At that SCOTUS budget hearing last week, the justices spoke at length on transparency at the high court. Though they weren’t asked about live or same-day audio like we had hoped, they did answer several questions related to the “fixes” (timestamps from this link; FTC statement here), and there’s much to look forward to and/or follow up on:
On the benefits of permitting courtroom broadcasts:
Alito (24:01): “I recognize that most people think that our arguments should be televised. Most of the members of my family think that our arguments should be televised. I used to think they should be televised.”
Kagan (26:54): “[When solicitor general] I was constantly impressed by how the court went about its business – that it was thoughtful, and it was probing, and it was obvious that the justices really wanted to get things right.
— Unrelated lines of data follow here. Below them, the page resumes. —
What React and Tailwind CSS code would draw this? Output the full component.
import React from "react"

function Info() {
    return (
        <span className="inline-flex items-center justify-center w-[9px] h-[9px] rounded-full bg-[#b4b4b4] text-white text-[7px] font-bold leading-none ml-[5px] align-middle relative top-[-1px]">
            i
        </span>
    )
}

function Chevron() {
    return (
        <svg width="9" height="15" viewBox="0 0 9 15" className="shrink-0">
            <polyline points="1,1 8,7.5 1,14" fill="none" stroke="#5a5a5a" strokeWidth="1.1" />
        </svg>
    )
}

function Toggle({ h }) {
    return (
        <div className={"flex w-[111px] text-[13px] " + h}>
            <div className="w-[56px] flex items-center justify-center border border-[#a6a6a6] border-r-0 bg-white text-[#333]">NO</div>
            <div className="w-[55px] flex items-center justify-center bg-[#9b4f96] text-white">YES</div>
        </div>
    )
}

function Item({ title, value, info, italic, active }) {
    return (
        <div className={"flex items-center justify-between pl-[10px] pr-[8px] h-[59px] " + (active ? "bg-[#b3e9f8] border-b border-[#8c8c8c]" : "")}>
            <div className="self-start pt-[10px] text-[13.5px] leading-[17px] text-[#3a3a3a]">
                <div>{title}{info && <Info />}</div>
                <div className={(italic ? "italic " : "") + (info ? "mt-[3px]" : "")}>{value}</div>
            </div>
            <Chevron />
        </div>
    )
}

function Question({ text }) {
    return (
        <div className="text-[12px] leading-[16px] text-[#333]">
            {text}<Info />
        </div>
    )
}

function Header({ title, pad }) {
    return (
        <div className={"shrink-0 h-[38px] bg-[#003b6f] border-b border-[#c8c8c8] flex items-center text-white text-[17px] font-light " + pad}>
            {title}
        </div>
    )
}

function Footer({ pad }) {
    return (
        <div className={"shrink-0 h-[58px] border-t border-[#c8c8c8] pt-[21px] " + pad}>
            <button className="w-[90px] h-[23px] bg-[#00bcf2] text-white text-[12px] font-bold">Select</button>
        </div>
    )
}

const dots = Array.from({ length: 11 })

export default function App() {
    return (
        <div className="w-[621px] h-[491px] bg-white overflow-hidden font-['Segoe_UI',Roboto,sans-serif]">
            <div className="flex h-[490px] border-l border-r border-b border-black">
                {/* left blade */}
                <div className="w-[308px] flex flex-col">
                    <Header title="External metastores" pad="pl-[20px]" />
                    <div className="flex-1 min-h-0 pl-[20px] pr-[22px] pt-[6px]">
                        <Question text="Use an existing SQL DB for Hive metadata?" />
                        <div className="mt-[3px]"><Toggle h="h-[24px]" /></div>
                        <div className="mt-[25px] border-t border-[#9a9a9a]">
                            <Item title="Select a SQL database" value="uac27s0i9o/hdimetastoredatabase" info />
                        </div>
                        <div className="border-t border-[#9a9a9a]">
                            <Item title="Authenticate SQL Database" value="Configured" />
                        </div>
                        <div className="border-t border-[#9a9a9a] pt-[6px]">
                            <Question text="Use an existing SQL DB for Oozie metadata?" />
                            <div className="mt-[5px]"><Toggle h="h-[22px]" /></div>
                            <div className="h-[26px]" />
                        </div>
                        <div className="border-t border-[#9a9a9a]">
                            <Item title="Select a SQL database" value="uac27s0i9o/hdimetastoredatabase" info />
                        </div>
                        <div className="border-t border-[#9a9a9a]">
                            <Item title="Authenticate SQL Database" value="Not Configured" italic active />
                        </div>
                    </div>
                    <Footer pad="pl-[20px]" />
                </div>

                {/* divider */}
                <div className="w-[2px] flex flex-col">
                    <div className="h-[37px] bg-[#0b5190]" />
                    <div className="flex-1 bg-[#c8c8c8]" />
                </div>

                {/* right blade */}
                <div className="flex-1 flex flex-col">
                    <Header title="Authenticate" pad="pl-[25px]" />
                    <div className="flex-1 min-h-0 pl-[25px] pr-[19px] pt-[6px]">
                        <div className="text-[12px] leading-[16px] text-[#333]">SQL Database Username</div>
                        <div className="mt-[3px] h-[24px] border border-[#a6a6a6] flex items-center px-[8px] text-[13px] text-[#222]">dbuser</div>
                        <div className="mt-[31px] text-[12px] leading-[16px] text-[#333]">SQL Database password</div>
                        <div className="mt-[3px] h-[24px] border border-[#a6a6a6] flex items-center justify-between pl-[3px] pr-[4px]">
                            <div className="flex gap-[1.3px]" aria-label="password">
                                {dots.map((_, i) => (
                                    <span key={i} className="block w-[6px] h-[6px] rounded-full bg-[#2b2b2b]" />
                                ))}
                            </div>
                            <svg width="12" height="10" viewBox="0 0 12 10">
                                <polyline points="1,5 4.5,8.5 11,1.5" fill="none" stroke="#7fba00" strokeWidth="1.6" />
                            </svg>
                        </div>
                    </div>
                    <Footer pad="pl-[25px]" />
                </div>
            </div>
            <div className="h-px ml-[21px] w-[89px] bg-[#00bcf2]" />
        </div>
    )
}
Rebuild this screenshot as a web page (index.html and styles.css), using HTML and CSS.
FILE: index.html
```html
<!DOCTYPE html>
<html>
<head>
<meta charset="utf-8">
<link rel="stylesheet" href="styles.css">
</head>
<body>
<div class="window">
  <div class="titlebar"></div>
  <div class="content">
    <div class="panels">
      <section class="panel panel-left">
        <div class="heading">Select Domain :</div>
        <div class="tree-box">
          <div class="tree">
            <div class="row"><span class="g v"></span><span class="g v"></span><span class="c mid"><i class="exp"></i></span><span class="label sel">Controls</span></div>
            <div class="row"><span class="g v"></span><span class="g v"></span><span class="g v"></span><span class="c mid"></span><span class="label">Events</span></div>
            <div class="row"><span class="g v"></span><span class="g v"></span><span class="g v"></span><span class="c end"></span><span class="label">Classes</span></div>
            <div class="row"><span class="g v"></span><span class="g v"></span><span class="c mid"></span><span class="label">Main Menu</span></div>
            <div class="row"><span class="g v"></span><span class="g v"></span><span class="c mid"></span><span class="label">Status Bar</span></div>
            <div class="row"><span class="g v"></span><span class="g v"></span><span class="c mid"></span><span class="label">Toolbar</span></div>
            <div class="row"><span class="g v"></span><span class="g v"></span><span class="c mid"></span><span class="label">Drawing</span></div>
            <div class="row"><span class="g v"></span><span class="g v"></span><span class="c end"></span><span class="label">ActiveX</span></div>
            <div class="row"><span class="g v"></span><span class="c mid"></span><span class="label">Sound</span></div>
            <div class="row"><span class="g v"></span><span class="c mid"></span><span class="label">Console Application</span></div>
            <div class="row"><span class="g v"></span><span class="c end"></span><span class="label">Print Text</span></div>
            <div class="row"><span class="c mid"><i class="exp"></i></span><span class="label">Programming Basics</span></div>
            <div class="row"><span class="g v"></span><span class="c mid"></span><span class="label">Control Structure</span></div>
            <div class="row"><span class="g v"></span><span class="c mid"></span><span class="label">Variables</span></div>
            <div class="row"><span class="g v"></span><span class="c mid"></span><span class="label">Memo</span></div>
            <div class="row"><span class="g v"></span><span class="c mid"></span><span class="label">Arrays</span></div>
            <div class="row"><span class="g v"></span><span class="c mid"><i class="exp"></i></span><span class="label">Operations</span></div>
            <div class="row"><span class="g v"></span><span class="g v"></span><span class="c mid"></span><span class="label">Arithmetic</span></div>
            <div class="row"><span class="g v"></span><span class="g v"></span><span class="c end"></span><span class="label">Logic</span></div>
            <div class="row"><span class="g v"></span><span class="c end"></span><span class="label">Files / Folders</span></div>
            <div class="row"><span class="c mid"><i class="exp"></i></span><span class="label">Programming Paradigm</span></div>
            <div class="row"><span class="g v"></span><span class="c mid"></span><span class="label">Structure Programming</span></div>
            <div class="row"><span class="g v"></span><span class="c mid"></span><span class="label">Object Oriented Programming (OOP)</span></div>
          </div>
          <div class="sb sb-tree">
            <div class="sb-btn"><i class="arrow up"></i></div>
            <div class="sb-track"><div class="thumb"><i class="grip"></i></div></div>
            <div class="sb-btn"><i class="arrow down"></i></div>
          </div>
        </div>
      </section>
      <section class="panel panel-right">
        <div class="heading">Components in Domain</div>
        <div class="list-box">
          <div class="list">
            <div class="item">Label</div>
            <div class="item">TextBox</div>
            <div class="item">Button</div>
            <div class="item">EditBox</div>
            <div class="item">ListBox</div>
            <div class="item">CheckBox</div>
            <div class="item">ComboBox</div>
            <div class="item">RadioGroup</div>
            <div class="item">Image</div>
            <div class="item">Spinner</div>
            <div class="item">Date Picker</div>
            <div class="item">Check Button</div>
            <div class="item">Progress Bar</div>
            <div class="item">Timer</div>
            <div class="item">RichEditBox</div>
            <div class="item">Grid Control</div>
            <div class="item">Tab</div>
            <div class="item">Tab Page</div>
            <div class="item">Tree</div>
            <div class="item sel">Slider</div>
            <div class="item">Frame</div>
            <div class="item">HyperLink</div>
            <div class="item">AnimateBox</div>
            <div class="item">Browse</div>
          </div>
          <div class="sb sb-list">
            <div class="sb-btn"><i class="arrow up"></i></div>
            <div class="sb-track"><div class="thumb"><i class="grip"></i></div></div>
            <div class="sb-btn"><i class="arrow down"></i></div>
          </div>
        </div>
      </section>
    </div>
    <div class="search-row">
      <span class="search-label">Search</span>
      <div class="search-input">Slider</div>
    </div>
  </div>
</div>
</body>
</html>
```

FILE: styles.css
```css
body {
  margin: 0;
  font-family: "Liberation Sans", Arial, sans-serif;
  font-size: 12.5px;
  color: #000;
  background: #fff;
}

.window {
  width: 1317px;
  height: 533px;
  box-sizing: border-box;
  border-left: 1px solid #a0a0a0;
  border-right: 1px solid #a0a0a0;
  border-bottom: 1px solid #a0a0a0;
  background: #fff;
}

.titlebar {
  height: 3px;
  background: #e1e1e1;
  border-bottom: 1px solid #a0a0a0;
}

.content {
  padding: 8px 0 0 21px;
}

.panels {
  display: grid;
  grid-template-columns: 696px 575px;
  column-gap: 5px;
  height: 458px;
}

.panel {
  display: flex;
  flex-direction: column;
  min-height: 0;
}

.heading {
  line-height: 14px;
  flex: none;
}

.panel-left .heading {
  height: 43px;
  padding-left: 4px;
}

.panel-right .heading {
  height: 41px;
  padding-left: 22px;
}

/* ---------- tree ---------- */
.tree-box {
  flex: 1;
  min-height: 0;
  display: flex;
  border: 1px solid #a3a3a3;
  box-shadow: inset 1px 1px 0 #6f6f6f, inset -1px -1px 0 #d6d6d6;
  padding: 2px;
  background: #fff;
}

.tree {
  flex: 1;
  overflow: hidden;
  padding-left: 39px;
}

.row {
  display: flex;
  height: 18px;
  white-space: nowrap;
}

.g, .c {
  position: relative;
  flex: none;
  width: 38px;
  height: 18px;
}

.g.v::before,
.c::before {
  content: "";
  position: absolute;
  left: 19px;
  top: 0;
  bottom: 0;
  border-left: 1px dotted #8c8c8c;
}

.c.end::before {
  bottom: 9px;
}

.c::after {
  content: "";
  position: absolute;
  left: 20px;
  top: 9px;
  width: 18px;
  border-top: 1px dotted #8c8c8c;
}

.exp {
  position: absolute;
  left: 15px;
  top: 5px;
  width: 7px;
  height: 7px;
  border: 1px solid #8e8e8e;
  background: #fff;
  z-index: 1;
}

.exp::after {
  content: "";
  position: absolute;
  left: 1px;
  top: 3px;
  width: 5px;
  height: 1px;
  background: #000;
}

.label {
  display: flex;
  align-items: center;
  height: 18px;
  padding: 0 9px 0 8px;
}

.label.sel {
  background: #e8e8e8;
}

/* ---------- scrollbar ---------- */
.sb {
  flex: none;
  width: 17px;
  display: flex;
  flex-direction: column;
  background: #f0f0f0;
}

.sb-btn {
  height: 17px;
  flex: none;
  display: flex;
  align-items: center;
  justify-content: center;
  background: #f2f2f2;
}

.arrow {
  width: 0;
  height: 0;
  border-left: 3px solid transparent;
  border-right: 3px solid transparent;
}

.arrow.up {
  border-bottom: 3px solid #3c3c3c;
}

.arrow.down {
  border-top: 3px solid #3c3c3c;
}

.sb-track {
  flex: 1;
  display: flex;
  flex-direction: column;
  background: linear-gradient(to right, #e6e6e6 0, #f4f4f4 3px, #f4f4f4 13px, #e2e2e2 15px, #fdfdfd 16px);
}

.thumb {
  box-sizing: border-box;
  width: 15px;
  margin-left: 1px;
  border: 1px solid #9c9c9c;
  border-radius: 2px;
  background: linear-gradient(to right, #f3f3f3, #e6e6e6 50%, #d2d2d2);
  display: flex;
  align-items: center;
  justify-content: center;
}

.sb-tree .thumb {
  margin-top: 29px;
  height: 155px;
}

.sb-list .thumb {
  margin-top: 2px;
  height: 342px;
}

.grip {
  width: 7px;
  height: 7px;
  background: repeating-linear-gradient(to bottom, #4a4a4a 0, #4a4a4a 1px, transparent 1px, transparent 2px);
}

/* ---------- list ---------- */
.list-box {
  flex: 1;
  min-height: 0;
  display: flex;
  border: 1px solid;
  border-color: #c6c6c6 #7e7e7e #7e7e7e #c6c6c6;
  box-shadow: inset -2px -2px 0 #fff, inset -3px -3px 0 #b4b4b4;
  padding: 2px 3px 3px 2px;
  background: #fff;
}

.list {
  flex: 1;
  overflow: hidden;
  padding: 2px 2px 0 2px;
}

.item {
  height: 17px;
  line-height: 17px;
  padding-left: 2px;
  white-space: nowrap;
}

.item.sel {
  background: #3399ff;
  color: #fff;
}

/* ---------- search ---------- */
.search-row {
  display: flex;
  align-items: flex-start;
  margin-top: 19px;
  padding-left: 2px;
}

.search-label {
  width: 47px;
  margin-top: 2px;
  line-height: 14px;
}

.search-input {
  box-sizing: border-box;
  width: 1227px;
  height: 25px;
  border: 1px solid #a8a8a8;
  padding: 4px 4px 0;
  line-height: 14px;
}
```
And it’s no small benefit if the American public were able to see that because faith in the institutions of governance is an incredibly important thing.”
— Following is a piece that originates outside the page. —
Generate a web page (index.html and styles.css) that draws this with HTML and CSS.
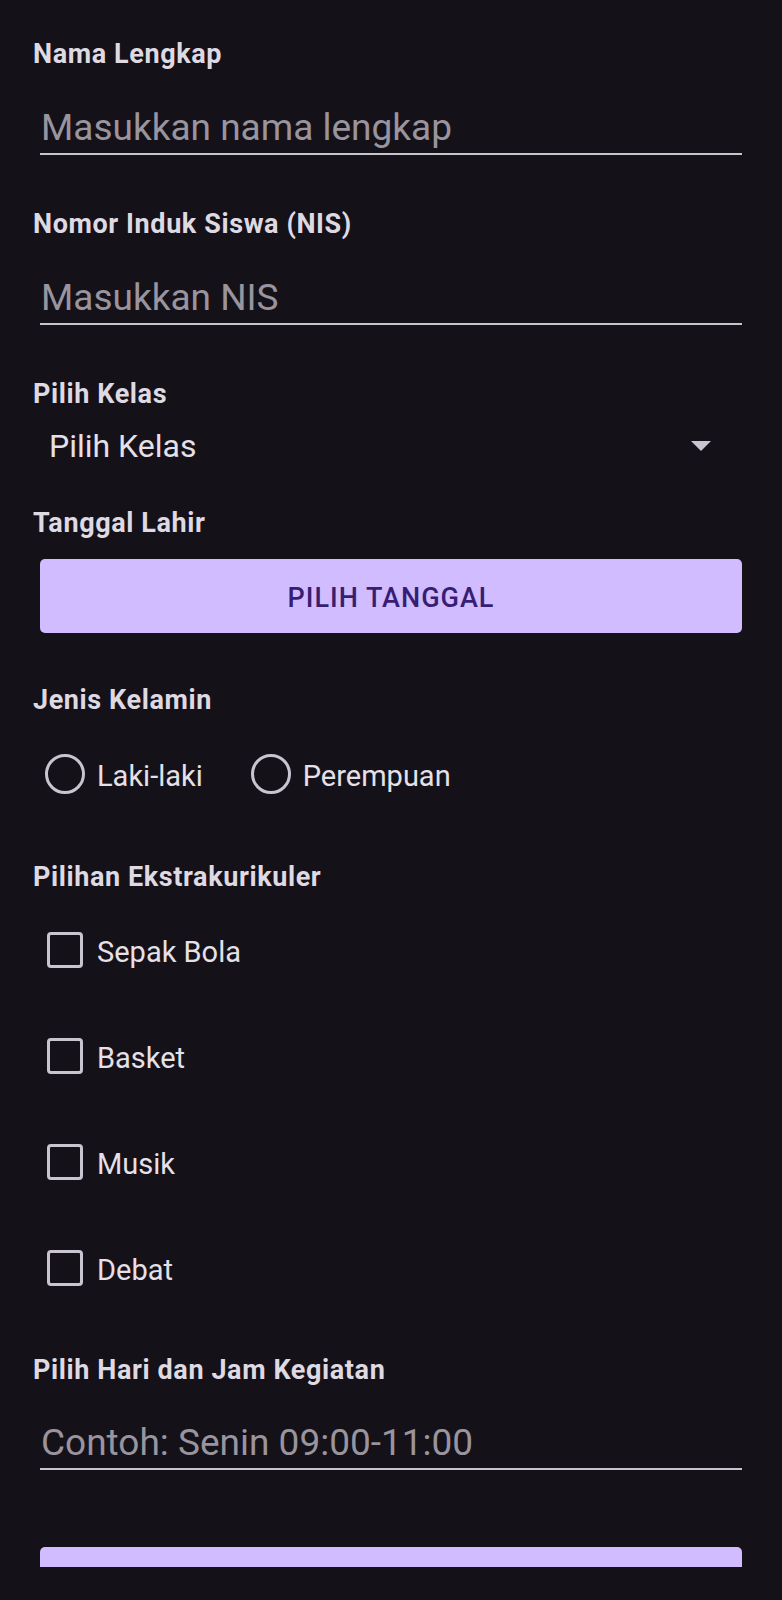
FILE: index.html
```html
<!DOCTYPE html>
<html lang="id">
<head>
<meta charset="utf-8">
<title>Form Pendaftaran</title>
<link rel="stylesheet" href="styles.css">
</head>
<body>
<div class="screen">
  <form class="form">
    <div class="label l1">Nama Lengkap</div>
    <div class="field"><span class="placeholder">Masukkan nama lengkap</span></div>

    <div class="label l-next">Nomor Induk Siswa (NIS)</div>
    <div class="field"><span class="placeholder">Masukkan NIS</span></div>

    <div class="label l-next">Pilih Kelas</div>
    <div class="spinner">
      <span class="spinner-text">Pilih Kelas</span>
      <span class="arrow"></span>
    </div>

    <div class="label l-after-spinner">Tanggal Lahir</div>
    <button type="button" class="btn date-btn">PILIH TANGGAL</button>

    <div class="label l-after-btn">Jenis Kelamin</div>
    <div class="radio-group">
      <label class="radio"><span class="ring"></span><span class="opt-text">Laki-laki</span></label>
      <label class="radio"><span class="ring"></span><span class="opt-text">Perempuan</span></label>
    </div>

    <div class="label l-after-radio">Pilihan Ekstrakurikuler</div>
    <div class="check-group">
      <label class="check"><span class="box"></span><span class="opt-text">Sepak Bola</span></label>
      <label class="check"><span class="box"></span><span class="opt-text">Basket</span></label>
      <label class="check"><span class="box"></span><span class="opt-text">Musik</span></label>
      <label class="check"><span class="box"></span><span class="opt-text">Debat</span></label>
    </div>

    <div class="label l-after-check">Pilih Hari dan Jam Kegiatan</div>
    <div class="field f-last"><span class="placeholder">Contoh: Senin 09:00-11:00</span></div>

    <button type="button" class="btn submit-btn" aria-label="Daftar"></button>
  </form>
</div>
</body>
</html>
```
FILE: styles.css
```css
html, body {
  margin: 0;
  padding: 0;
  background: #141218;
}
body {
  font-family: Roboto, "Noto Sans", "Liberation Sans", sans-serif;
  color: #e6e0e9;
  width: 782px;
  height: 1600px;
}
.screen {
  height: 1567px;
  overflow: hidden;
}
.form {
  display: flex;
  flex-direction: column;
  padding: 0 40px 0 33px;
}
.label {
  font-size: 27px;
  font-weight: 700;
  line-height: 30px;
  letter-spacing: 0.6px;
  color: #dfd9e2;
}
.l1 { margin-top: 39px; }
.l-next { margin-top: 54.6px; }
.l-after-spinner { margin-top: 42px; }
.l-after-btn { margin-top: 52px; }
.l-after-radio { margin-top: 68px; }
.l-after-check { margin-top: 69px; }

.field {
  margin: 34.5px 0 0 7px;
  padding: 0 0 5.15px 1px;
  border-bottom: 2px solid #c8c3cc;
  height: 44px;
  line-height: 48px;
}
.f-last {
  margin-top: 34px;
  padding-bottom: 4.5px;
}
.placeholder {
  font-size: 37px;
  color: #99949e;
}
.spinner {
  margin: 17px 0 0 7px;
  padding: 0 31px 0 9px;
  height: 40px;
  line-height: 40px;
  display: flex;
  justify-content: space-between;
  align-items: center;
}
.spinner-text {
  font-size: 32px;
  color: #e6e0e9;
}
.arrow {
  width: 0;
  height: 0;
  border-left: 10.5px solid transparent;
  border-right: 10.5px solid transparent;
  border-top: 10px solid #cac4d0;
}
.btn {
  margin: 21px 0 0 7px;
  height: 74px;
  border: none;
  border-radius: 5px;
  background: #d0bcff;
  color: #381e72;
  font-family: Roboto, "Noto Sans", "Liberation Sans", sans-serif;
  font-size: 27px;
  font-weight: 500;
  letter-spacing: 1px;
  padding: 4px 0 0 0;
  cursor: pointer;
}
.submit-btn {
  margin-top: 77.5px;
  flex-shrink: 0;
}
.radio-group {
  display: flex;
  margin-top: 39px;
  padding-left: 12px;
  gap: 48px;
}
.radio, .check {
  display: flex;
  align-items: center;
  height: 40px;
}
.ring {
  box-sizing: border-box;
  width: 40px;
  height: 40px;
  border: 3.5px solid #cac4d0;
  border-radius: 50%;
  flex-shrink: 0;
}
.opt-text {
  font-size: 29px;
  line-height: 40px;
  color: #e6e0e9;
  padding-top: 3px;
}
.radio .opt-text { margin-left: 12px; }
.check-group {
  display: flex;
  flex-direction: column;
  margin-top: 40px;
  padding-left: 14px;
  gap: 70px;
}
.check { height: 36px; }
.box {
  box-sizing: border-box;
  width: 36px;
  height: 36px;
  border: 3.5px solid #cac4d0;
  border-radius: 4px;
  flex-shrink: 0;
}
.check .opt-text { margin-left: 14px; }
```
On whether the justices should be required to post their annual financial disclosure reports online:
Alito (1:13:45): “We follow the procedure that is set out in the Ethics in Government Act [of 1978] and in the implementing regulations of the Judicial Conference on this matter, and we have not gone further, but that is certainly something we could consider if there is a real issue.”
On whether the justices should report their securities transactions within 45 days, like members of Congress and top executive branch officials do:
Kagan (1:15:04): “It would certainly be something that maybe we would take a look at as to whether there were some kinds of transactions that some of us might be participating in, that in other branches of government are being reported, and ours are not.”
On the state of SCOTUS security, concerns over which FTC has previously raised to the court and to the subcommittee:
Alito (13:36): “We are carefully and deliberately putting [certain FY19] funds to work by [conducting] a top to bottom review of our current practices by highly regarding and experienced security experts.”
That the two would be sanguine about online disclosures and the STOCK Act, plus make mention of the much-needed improvements to security and be willing to engage on cameras, shows a thawing of attitudes toward third branch transparency gaps.
At least one would hope.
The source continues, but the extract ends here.